How do we measure success?
Track metrics: time to patch, number of vulnerabilities by severity, compliance percentage, and number of incidents. Share these with your team and leadership. Improvement over time is the goal.
What about legacy systems that can't be patched?
Isolate them with network segmentation. Put them behind a firewall with strict rules, and monitor them closely. If possible, virtualize them so you can snapshot and restore quickly. One team wrapped a legacy app in a VM and only allowed access via a jump box.
What to Do Next
You've read the stories and the steps. Now it's time to act. Here are specific next moves.
First, run an inventory of your systems today. Use nmap or your cloud console.
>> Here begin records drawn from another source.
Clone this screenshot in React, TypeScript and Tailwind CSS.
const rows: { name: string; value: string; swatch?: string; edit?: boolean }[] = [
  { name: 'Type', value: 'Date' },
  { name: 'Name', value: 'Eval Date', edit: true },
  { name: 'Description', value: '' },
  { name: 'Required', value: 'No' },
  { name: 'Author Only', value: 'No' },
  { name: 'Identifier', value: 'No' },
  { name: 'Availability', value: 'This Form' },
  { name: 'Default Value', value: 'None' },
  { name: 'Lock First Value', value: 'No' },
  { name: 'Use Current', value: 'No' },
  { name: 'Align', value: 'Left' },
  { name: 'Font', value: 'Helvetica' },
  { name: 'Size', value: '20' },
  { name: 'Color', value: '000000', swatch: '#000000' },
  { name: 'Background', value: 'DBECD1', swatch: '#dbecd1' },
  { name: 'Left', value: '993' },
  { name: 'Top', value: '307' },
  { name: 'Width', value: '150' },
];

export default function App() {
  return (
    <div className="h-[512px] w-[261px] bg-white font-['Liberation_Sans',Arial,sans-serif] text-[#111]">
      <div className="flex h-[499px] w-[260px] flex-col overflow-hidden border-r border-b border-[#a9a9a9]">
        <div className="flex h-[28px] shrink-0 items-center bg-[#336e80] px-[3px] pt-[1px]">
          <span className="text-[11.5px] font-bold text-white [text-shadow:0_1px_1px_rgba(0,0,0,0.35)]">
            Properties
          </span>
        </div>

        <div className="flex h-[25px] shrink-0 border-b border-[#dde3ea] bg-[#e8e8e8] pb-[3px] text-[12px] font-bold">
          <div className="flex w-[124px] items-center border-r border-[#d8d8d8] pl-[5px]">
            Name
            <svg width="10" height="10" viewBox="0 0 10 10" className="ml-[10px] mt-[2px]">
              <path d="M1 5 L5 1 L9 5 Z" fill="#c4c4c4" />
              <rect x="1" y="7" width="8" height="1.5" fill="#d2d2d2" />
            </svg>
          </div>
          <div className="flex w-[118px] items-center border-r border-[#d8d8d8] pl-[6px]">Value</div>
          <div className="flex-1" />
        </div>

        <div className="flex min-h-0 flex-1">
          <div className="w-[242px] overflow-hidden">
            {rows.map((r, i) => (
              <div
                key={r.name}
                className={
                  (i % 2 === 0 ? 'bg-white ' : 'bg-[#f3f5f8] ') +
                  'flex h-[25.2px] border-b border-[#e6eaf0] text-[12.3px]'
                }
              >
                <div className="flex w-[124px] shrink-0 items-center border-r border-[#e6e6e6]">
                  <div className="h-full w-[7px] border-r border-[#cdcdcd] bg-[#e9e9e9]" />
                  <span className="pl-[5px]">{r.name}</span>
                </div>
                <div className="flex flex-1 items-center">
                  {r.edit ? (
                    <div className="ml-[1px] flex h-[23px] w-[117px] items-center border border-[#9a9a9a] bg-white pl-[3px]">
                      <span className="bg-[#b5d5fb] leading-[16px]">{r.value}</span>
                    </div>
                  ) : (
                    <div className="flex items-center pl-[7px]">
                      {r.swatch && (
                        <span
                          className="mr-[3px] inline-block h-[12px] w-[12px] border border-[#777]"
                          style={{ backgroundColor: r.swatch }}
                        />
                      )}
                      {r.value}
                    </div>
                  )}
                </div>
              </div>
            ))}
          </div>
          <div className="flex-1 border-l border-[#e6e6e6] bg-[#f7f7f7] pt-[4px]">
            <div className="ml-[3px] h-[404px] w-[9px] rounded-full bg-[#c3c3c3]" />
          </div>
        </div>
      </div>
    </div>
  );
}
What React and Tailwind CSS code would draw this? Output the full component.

Note which systems are critical and which are overdue for patches. This gives you a baseline.
Second, pick one hardening standard (CIS or your organization's policy) and apply it to your most critical system this week. Document what you changed. Test it. Then repeat for the next system.
Third, set up a recurring weekly meeting with your team to review security posture. Keep it short: 15 minutes. Discuss what was patched, what broke, and what needs attention. This builds a security culture.
Fourth, talk to your manager about the value of hardening. Use the language of risk: "If we can reduce critical vulnerabilities by 50%, we lower the chance of a breach that could cost us $X." Ask for time and tools.
Finally, share your story. Write an internal post or give a lunch-and-learn about what you did. This visibility is what leads to promotion. At Snapwave, the people who became security leads were the ones who documented their work and taught others. Start today.